Capitu que é o norte do livro - e da vida de Bentinho. E a forma como Machado traz o desenvolvimento dessa paixão, os dramas em torno de opções que os distanciariam e até mesmo as pequenas brincadeiras de criança que são tão ingênuas e leves comparadas às derradeiras discussões do final, que são duras, pesadas é justamente o que torna o livro tão rico - Machado é tão mestre que, agoniado com a agonia do protagonista, em busca de ar eu fechei o livro em determinada passagem para retomar breve depois - aí que no curto capítulo seguinte o autor se desculpa e pede para que não feche o livro, 'senhora'. Esse bruxo!

Bruxo cuja literatura é surpreendente no exato significado da palavra - a sua narrativa e a sua escolha de períodos é absolutamente única - raramente você se depara com uma construção preguiçosa de sua pena; e essa riqueza da narrativa (lembremos: é a primeira pessoa que lemos) revela muito mais uma habilidade de construir a personalidade de Bentinho do que um teatro de estilo do autor. E se sinto que temos Capitus em vida, me identifico demais com os pecados confessos de Bentinho durante a trama - tanto que, à certa altura do livro, tamanha a habilidade do autor, é absolutamente compreensível quando Bentinho alude ao envenenamento de seu próprio filho (que, jogado assim, parece cena de filme te terror).

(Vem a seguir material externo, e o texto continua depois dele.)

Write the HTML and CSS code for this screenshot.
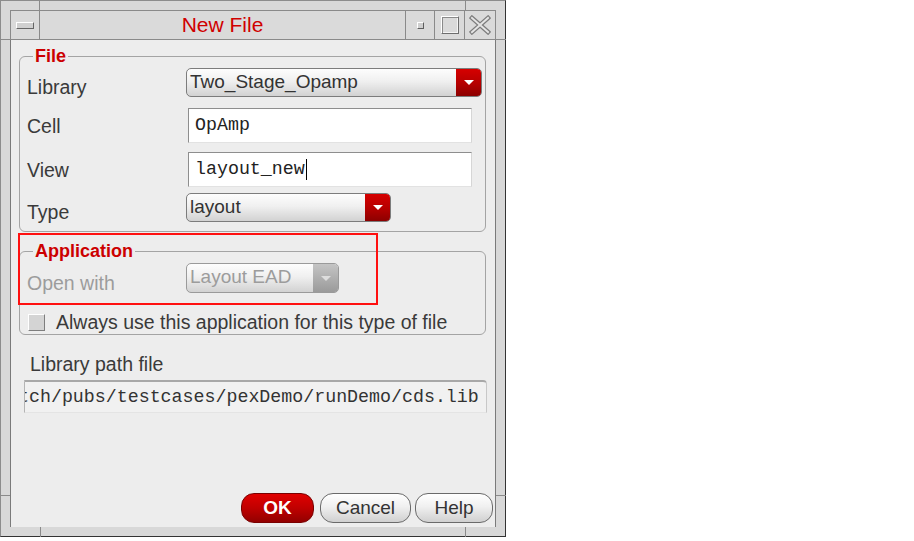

Machado é um gigante. Eu não conheço seus contos que tantos amam, nem conheço sua obra largamente - mas depois do segundo romance, é chocante como ele está muito distante no trato da nossa língua e na habilidade da narração que encontramos na literatura - dentro e fora.

Foda, Machado.

(Ps.: Depois de escrever a resenha é que fui descobrir que existe essa discussão boba 'se traiu ou não traiu'. Pois traiu. Não vi mistério algum aí e pensar o contrário me parece uma covardia do leitor em buscar redimir Capitolina - em que falte a coragem de admitir que, mesmo com a traição, não a faz pior que a 'senhora' leitora que Bentinho se refere a todo momento nem que mereça pedradas. Dóe apenas notar que muitos atribuem a genialidade de Machado nesse Dom Casmurro justamente pelo suposto mistério - como se ele houvesse deixado um peão girando na última página. Não deixou. Ele rodopia elefantes por todos os capítulos e é sinistro de triste que a atenção fique voltado à esse mero recurso da narração para expor um arco de esperança de final extremamente duro e, por que não, muito real. Assim me parece.)